**Supplied material**
========================================================================

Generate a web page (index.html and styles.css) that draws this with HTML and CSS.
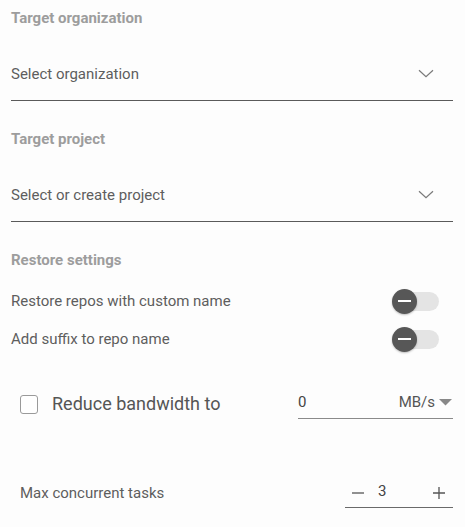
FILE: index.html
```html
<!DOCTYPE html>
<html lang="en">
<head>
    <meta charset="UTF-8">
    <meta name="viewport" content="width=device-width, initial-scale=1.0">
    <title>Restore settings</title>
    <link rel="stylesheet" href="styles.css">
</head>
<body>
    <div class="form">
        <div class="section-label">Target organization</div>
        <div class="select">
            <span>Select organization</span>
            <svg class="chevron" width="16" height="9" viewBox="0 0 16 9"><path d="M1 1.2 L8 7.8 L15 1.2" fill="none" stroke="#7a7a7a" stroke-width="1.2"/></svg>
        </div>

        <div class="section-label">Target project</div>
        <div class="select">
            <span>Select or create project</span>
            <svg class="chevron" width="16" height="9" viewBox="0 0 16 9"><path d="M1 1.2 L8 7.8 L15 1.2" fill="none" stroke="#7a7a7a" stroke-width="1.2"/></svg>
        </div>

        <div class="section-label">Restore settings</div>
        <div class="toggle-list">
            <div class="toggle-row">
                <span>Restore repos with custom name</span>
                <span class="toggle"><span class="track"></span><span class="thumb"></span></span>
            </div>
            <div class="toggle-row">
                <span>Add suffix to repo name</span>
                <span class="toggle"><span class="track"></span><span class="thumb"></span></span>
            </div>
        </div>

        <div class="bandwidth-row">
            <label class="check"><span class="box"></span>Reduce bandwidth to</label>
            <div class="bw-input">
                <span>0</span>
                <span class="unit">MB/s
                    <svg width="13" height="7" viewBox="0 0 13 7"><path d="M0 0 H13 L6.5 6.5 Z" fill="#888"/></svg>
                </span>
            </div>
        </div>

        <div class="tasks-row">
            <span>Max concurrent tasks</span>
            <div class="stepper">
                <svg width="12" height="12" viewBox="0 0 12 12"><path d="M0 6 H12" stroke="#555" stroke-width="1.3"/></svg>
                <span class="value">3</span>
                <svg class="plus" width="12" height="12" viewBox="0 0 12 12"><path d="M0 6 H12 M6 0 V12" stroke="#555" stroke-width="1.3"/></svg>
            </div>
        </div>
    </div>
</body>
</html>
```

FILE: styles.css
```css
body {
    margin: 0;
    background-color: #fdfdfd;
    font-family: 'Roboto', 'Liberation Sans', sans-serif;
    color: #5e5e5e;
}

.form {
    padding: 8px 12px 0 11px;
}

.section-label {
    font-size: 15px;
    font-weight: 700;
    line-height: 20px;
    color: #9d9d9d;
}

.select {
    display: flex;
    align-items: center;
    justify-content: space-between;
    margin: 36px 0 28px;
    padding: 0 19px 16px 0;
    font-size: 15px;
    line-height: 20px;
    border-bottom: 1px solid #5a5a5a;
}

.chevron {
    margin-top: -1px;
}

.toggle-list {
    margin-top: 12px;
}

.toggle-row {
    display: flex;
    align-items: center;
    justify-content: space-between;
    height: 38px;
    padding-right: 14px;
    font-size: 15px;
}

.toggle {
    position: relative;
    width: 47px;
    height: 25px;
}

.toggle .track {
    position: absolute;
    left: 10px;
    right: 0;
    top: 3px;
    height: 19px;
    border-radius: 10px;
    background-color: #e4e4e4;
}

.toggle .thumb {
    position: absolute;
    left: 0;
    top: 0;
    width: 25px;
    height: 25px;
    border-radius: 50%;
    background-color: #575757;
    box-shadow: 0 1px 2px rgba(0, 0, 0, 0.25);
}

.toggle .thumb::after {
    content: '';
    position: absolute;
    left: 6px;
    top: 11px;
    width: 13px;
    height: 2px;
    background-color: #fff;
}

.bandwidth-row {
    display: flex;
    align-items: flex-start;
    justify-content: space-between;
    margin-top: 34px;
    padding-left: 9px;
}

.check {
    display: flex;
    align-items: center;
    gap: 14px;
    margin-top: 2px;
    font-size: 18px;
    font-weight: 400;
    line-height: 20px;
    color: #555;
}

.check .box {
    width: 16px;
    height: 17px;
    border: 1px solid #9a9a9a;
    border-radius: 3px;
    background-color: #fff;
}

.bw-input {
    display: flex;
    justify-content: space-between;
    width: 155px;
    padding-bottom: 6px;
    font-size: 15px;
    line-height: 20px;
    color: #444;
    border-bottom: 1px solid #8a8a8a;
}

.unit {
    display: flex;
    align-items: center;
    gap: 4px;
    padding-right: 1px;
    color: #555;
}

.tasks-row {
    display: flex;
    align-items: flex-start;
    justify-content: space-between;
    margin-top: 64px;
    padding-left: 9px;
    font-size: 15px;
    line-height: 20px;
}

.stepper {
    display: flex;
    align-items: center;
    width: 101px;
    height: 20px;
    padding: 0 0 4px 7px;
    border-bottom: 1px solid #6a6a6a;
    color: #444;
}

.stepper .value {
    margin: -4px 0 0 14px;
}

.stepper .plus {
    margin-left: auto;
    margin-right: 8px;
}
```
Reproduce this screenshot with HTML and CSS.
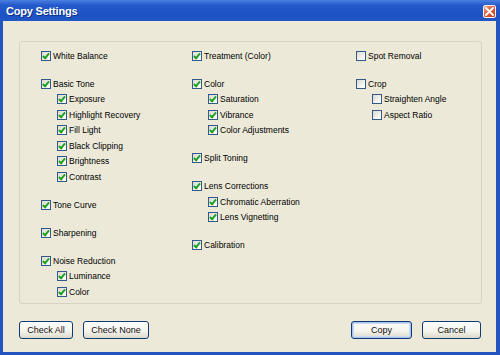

========================================================================

**Written task**
Copy every record above exactly as written, but leave out the pictures.

**Final result**
Generate a web page (index.html and styles.css) that draws this with HTML and CSS.
FILE: index.html
```html
<!DOCTYPE html>
<html lang="en">
<head>
    <meta charset="UTF-8">
    <meta name="viewport" content="width=device-width, initial-scale=1.0">
    <title>Restore settings</title>
    <link rel="stylesheet" href="styles.css">
</head>
<body>
    <div class="form">
        <div class="section-label">Target organization</div>
        <div class="select">
            <span>Select organization</span>
            <svg class="chevron" width="16" height="9" viewBox="0 0 16 9"><path d="M1 1.2 L8 7.8 L15 1.2" fill="none" stroke="#7a7a7a" stroke-width="1.2"/></svg>
        </div>

        <div class="section-label">Target project</div>
        <div class="select">
            <span>Select or create project</span>
            <svg class="chevron" width="16" height="9" viewBox="0 0 16 9"><path d="M1 1.2 L8 7.8 L15 1.2" fill="none" stroke="#7a7a7a" stroke-width="1.2"/></svg>
        </div>

        <div class="section-label">Restore settings</div>
        <div class="toggle-list">
            <div class="toggle-row">
                <span>Restore repos with custom name</span>
                <span class="toggle"><span class="track"></span><span class="thumb"></span></span>
            </div>
            <div class="toggle-row">
                <span>Add suffix to repo name</span>
                <span class="toggle"><span class="track"></span><span class="thumb"></span></span>
            </div>
        </div>

        <div class="bandwidth-row">
            <label class="check"><span class="box"></span>Reduce bandwidth to</label>
            <div class="bw-input">
                <span>0</span>
                <span class="unit">MB/s
                    <svg width="13" height="7" viewBox="0 0 13 7"><path d="M0 0 H13 L6.5 6.5 Z" fill="#888"/></svg>
                </span>
            </div>
        </div>

        <div class="tasks-row">
            <span>Max concurrent tasks</span>
            <div class="stepper">
                <svg width="12" height="12" viewBox="0 0 12 12"><path d="M0 6 H12" stroke="#555" stroke-width="1.3"/></svg>
                <span class="value">3</span>
                <svg class="plus" width="12" height="12" viewBox="0 0 12 12"><path d="M0 6 H12 M6 0 V12" stroke="#555" stroke-width="1.3"/></svg>
            </div>
        </div>
    </div>
</body>
</html>
```

FILE: styles.css
```css
body {
    margin: 0;
    background-color: #fdfdfd;
    font-family: 'Roboto', 'Liberation Sans', sans-serif;
    color: #5e5e5e;
}

.form {
    padding: 8px 12px 0 11px;
}

.section-label {
    font-size: 15px;
    font-weight: 700;
    line-height: 20px;
    color: #9d9d9d;
}

.select {
    display: flex;
    align-items: center;
    justify-content: space-between;
    margin: 36px 0 28px;
    padding: 0 19px 16px 0;
    font-size: 15px;
    line-height: 20px;
    border-bottom: 1px solid #5a5a5a;
}

.chevron {
    margin-top: -1px;
}

.toggle-list {
    margin-top: 12px;
}

.toggle-row {
    display: flex;
    align-items: center;
    justify-content: space-between;
    height: 38px;
    padding-right: 14px;
    font-size: 15px;
}

.toggle {
    position: relative;
    width: 47px;
    height: 25px;
}

.toggle .track {
    position: absolute;
    left: 10px;
    right: 0;
    top: 3px;
    height: 19px;
    border-radius: 10px;
    background-color: #e4e4e4;
}

.toggle .thumb {
    position: absolute;
    left: 0;
    top: 0;
    width: 25px;
    height: 25px;
    border-radius: 50%;
    background-color: #575757;
    box-shadow: 0 1px 2px rgba(0, 0, 0, 0.25);
}

.toggle .thumb::after {
    content: '';
    position: absolute;
    left: 6px;
    top: 11px;
    width: 13px;
    height: 2px;
    background-color: #fff;
}

.bandwidth-row {
    display: flex;
    align-items: flex-start;
    justify-content: space-between;
    margin-top: 34px;
    padding-left: 9px;
}

.check {
    display: flex;
    align-items: center;
    gap: 14px;
    margin-top: 2px;
    font-size: 18px;
    font-weight: 400;
    line-height: 20px;
    color: #555;
}

.check .box {
    width: 16px;
    height: 17px;
    border: 1px solid #9a9a9a;
    border-radius: 3px;
    background-color: #fff;
}

.bw-input {
    display: flex;
    justify-content: space-between;
    width: 155px;
    padding-bottom: 6px;
    font-size: 15px;
    line-height: 20px;
    color: #444;
    border-bottom: 1px solid #8a8a8a;
}

.unit {
    display: flex;
    align-items: center;
    gap: 4px;
    padding-right: 1px;
    color: #555;
}

.tasks-row {
    display: flex;
    align-items: flex-start;
    justify-content: space-between;
    margin-top: 64px;
    padding-left: 9px;
    font-size: 15px;
    line-height: 20px;
}

.stepper {
    display: flex;
    align-items: center;
    width: 101px;
    height: 20px;
    padding: 0 0 4px 7px;
    border-bottom: 1px solid #6a6a6a;
    color: #444;
}

.stepper .value {
    margin: -4px 0 0 14px;
}

.stepper .plus {
    margin-left: auto;
    margin-right: 8px;
}
```
Reproduce this screenshot with HTML and CSS.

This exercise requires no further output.